My view is that the whole divorce process is inherently confrontational and can cause the most amicable split to end up in a fight. All it takes is one party to do something stupid and you're in court arguing over nothing and judges have no powers to penalise the stupidity.

Sorry for the rant, and drifting off the original subject, but having been dragged through the court by my ex over very little money it's something I feel quite strongly about. Resolution, and other solicitors who are members of resolution, are doing their bit to try and make it a better system but it needs changes from the top.

Resolution · 16/12/2010 13:37

Collaborative law is the way forward.
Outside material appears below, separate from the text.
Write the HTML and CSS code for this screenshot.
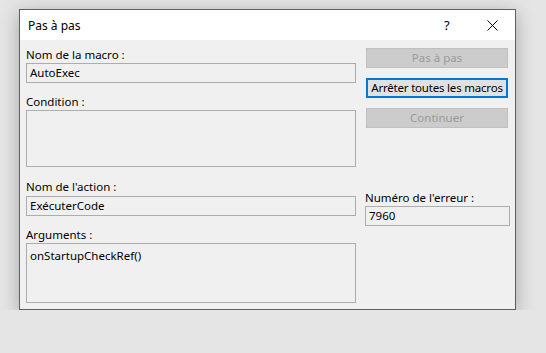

Sensible discussions face to face make for a quicker settlement, and leave both parties their dignity. The court process is not fit for purpose, save that those who simply cannot reach agreement must have recourse to them.

ddrmum · 20/12/2010 23:57

As a mum currently being dragged through the court system by soon to be ex for contact as to date 'it's not on his terms', I am hoping that the judge gets as fed up with it as I am and starts awarding costs against him. This is the only way he'll stop. I had the audacity to complain about his DV towards me and got him a police caution - all my fault naturally!! Glad I can laugh about it now!! This is such an expensive way of doing things, but mediation is sadly not appropriate in this case. Can't wait for the financial's to start - watch out for the fireworks all!!!

STIDW · 22/12/2010 02:38

Costs orders aren't awarded that often in children proceedings. If a judge thinks a litigant is being annoying/harassing he/she may bar further applications without permission from the court.

Resolution · 22/12/2010 08:15

But such orders (called s91(14) orders) are rare. At times they are made when they shouldn't be, but simply aren't appealed. They do not place an absolute bar on a parent applying back to court - just that within a certain time period they must ask the court for permission before they are allowed to proceed.